Because of the book's complicated, innovative subject, Hahn said he took extra precautions to ensure that it would appeal to a wide audience.

"It's a scholarly book, and yet is not encumbered with all the scholarly paraphernalia that would make it of no interest to people who are not academic historians, which is the audience I'm used to writing for," he explained.

But even though he was careful to ensure that his book would be accessible to nonacademics, Hahn said that he was still surprised by the Pulitzer committee's decision.

Based on feedback he received along the way, Hahn said he knew that his book "was certainly passing muster on scholarly ground," but he remained uncertain of how those outside of the academic community might receive it.

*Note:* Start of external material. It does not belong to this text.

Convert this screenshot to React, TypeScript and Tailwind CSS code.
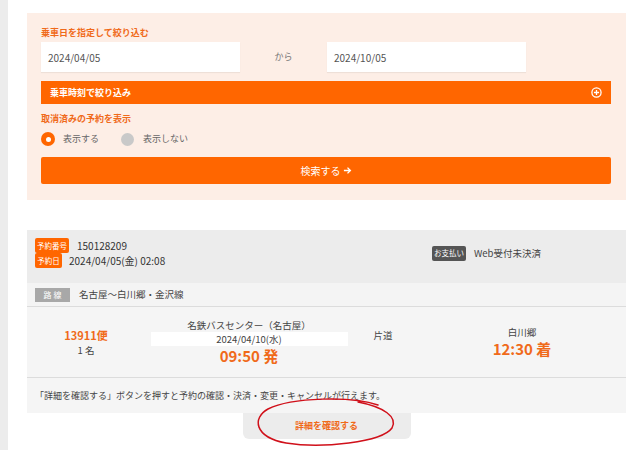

"I thought that the book was a little too scholarly and a little too edgy because books that win the Pulitzer oftentimes are more journalistic -- written by people who have addressed large audiences for a long time."

However, according to History Department Chairman Jonathan Steinberg, it is what Hahn describes as the book's "edgy" subject matter that makes it "absolutely brilliant."

Hahn "has done something which, once it's done, is obvious, but nobody thought to do it before," Steinberg said. "That's true of a lot of great ideas."

A large part of his pride in winning a Pulitzer, Hahn said, comes from the fact that his book focuses on such underrepresented people.

"I obviously feel excited for myself, but I feel really excited that a book on a subject like this would get recognition," he said. "I mean, this is a book about grassroots politics -- it's not about prominent leaders. It's not about people who are well known, it's about people who kind of emerge and in some ways evaporate, at least in the historical record."

Hahn said he became interested in history as an undergraduate at the University of Rochester during the Civil Rights Movement.

"I was in undergraduate school in the early 1970s, and history was very infused with all sorts of important political concerns," Hahn said. "History seemed to be a way I could combine social and political concerns with intellectual ones."

It was this passion for history that he cultivated as an undergraduate which eventually led Hahn to a professorship at Penn, where he began teaching this year.

"Penn has had a deep tradition of excellence in history," he said. "I think it's the most exciting History Department in the country right now."